Peculiar behaviour of Jaro Distance in JellyFish

Question

I am trying to use Jellyfish to work with fuzzy strings. I am noticing some strange behaviour of the jaro_distance algorithm.

I had some issues previously with the damerau_levenshtein_distance algorithm which appeared to be a bug in the code, which a stack user then raised as an issue on github.

I am not sure if I am thinking about the measure wrong, or if it is a genuine bug. I have looked at the source code (http://goo.gl/YVMl8k), but im not familiar with C, so its hard for me to know if this is an implementation problem, or I am just wrong.

Observe the following:

In [1]: S1 = Poverty
In [2]: S2 = Poervty
In [3]: jf.jaro_distance(S3, S4)
Out[3]: 0.95238095

Now if my understanding of the jarrow distance measure is correct, I believe the result should be 0.9285714285

I have identified why the calcualtion is going wrong. To calculate the measure I believe the followig is correct:

(7.0/7.0 + 7.0/7.0 + ((7.0 - (3.0/2.0))/7.0) * (1.0/3.0) = 0.9285714285

The critical number in that expression is the 3.0. This number must represent "The number of matching (but different sequence order)" (wikipedia). To my mind in S1 and S2 the characters that match but are in difference sequence order are 'e', 'r', 'v'.

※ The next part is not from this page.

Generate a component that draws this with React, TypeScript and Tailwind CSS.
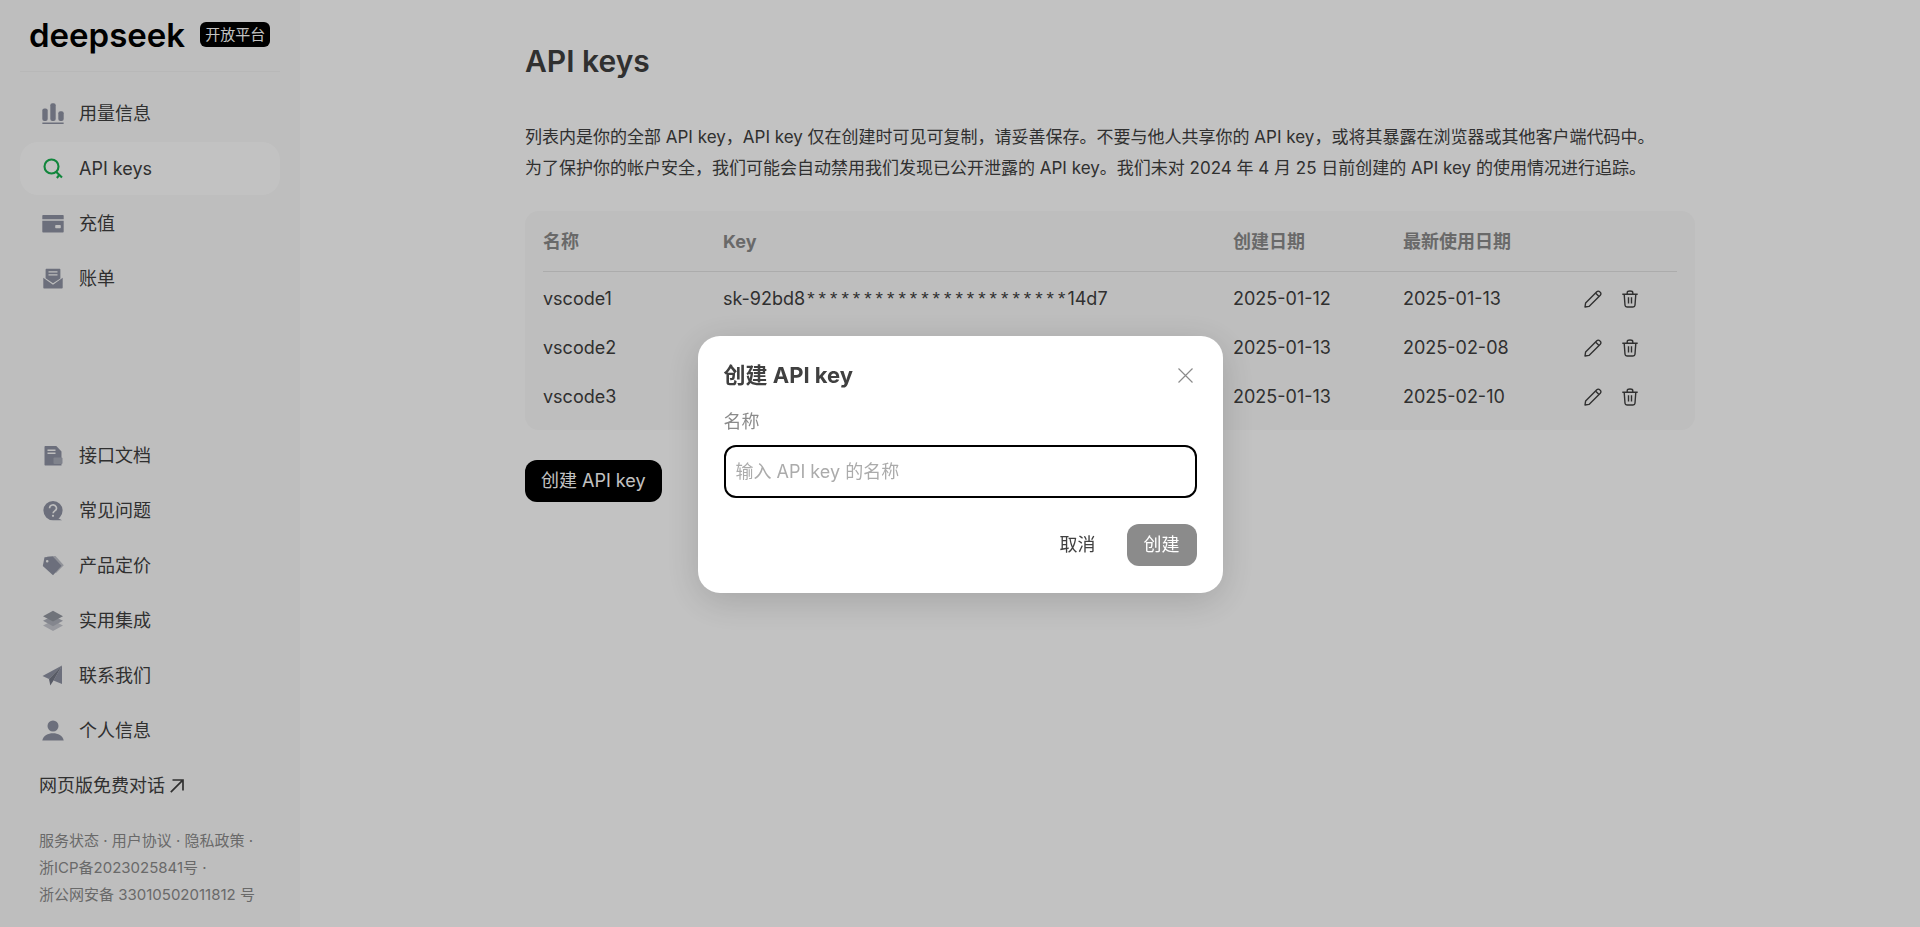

However, JellyFish seems to only identify two transpositions as it is calculating:

(7.0/7.0 + 7.0/7.0 + ((7.0 - (2.0/2.0))/7.0) * (1.0/3.0) = 0.95238095

Am I wrong on this, or is there something bad in the function?

Answer 1

If you look at the Jellyfish source code jaro.c, you'll see that the number of transpositions is stored in the variable trans_count, which has type long. This means that when this is divided by two:

trans_count /= 2;

this uses C's integer division, which truncates the result. So in your example (POVERTY/POERVTY) the number of transpositions is 3 but this becomes 1 when divided by 2.

Is this right? Well, I tried the following avenues of research:

1. The Wikipedia article is no help because all the examples have an even number of transpositions. (It gives the Jaro score for MARTHA–MARHTA as 0.944 and the Jaro–Winkler score as 0.961.)

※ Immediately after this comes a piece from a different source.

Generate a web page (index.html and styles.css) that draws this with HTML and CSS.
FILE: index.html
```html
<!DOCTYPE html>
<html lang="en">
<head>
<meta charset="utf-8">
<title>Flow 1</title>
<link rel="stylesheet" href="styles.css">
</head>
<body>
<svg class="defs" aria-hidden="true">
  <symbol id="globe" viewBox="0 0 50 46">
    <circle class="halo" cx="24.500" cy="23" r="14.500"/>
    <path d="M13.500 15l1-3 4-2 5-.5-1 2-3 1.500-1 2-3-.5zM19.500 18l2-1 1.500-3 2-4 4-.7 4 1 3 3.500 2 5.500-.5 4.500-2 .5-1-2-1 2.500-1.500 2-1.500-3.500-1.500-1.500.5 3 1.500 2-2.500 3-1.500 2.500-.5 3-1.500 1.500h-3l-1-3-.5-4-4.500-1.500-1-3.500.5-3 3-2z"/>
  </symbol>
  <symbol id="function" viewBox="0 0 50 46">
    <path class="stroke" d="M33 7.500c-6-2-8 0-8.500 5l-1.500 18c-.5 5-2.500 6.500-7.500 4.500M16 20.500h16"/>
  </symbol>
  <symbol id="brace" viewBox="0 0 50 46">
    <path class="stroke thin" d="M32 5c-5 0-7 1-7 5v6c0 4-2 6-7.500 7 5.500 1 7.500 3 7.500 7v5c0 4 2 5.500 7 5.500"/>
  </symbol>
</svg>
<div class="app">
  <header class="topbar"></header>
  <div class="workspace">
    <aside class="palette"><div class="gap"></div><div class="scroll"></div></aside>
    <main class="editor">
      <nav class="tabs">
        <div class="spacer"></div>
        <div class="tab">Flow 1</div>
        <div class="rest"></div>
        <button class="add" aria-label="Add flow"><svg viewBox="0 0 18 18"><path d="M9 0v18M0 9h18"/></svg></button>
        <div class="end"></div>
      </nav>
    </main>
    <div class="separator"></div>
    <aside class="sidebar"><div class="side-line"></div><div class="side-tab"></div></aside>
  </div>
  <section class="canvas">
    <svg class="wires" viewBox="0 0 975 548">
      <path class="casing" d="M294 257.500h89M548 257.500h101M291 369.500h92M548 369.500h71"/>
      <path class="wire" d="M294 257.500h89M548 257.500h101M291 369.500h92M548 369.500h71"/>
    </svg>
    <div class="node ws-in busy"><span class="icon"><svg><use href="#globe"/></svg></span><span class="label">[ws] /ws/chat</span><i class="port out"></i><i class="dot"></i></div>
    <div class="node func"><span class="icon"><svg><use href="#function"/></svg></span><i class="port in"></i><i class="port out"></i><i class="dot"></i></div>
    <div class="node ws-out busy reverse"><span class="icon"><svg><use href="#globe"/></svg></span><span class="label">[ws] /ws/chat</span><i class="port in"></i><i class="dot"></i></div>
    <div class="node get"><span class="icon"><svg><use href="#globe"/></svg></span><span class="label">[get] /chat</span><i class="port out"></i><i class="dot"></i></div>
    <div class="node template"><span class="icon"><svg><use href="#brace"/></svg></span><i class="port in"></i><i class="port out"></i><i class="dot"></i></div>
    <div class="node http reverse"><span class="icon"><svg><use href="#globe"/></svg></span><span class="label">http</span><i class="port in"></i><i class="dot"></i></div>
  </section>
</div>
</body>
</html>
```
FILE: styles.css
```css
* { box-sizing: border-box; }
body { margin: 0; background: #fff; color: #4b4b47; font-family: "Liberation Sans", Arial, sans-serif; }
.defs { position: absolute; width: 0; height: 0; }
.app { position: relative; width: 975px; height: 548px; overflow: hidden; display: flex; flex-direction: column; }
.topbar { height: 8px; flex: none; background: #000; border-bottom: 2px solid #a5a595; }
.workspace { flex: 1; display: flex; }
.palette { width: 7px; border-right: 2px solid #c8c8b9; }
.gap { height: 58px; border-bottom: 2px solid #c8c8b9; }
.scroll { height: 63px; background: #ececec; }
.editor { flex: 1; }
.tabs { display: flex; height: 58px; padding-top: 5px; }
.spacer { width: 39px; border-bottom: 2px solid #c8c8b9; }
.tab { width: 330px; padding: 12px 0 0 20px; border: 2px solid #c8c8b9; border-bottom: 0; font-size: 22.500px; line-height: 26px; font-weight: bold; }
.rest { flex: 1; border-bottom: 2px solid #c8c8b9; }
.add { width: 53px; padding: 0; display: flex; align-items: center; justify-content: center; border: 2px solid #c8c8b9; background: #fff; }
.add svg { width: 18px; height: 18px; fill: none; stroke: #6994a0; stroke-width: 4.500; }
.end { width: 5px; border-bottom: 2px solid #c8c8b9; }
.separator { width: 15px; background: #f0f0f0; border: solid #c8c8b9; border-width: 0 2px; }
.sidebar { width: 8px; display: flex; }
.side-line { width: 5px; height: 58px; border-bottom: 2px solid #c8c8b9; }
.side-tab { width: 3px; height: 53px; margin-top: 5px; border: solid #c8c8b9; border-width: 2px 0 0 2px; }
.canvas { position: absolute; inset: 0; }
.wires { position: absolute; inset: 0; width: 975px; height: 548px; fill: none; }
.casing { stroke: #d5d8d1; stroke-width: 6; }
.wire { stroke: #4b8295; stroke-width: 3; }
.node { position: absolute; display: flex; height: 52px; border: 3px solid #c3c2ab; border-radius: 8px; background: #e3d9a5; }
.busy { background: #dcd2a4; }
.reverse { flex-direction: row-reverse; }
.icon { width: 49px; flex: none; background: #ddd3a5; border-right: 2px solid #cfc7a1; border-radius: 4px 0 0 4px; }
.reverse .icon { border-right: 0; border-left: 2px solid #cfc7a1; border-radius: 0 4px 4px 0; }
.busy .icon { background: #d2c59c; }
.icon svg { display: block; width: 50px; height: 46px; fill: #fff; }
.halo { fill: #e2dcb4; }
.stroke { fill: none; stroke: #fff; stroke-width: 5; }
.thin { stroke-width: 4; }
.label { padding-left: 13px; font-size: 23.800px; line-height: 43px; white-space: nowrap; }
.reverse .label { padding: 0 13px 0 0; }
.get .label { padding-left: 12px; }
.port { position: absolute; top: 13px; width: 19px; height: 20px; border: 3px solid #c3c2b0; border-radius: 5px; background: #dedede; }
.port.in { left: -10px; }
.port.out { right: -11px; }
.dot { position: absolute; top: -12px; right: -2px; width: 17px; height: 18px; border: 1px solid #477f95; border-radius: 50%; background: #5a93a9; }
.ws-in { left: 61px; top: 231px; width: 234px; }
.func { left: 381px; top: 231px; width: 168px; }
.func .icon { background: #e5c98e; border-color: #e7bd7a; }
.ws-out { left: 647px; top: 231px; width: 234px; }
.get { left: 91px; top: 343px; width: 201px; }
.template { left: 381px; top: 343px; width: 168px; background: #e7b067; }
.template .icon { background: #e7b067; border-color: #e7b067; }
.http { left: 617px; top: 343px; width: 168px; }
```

2. Jaro's 1989 paper is not open access.

3. Winkler's 1990 paper is ambiguous. All he says is:

   The number of mismatched characters is divided by two to yield the number of transpositions.

   with no indication of whether the division is to be followed by a truncation. Although Winkler gives a number of examples, I find it impossible to reproduce the values using the algorithm he describes in the paper. For example, he gives the J–W score for MARTHA–MARHTA as 0.9667 (see Table 1) and I cannot see how to interpret the text to make this right. So this paper is unhelpful. Perhaps it would be worth writing to Winkler for an explanation?

4. If you look at the code for the "official string comparator to be used for matching during the 1995 Test Census" (which is based on code written by "Bill Winkler, George McLaughlin and Matt Jaro with modifications by Maureen Lynch") then you'll see that it counts transpositions in the variable N_trans, which has type long, and so truncates the division, agreeing with Jellyfish.

   (This code gives the MARTHA–MARHTA score as 0.9708 due to an additional "long string adjustment".)

So it looks to me as though the behaviour of Jellyfish is at least justifiable on the basis of the historical sources. But it does seem like a mistake because it loses information about the number of transpositions for no principled reason.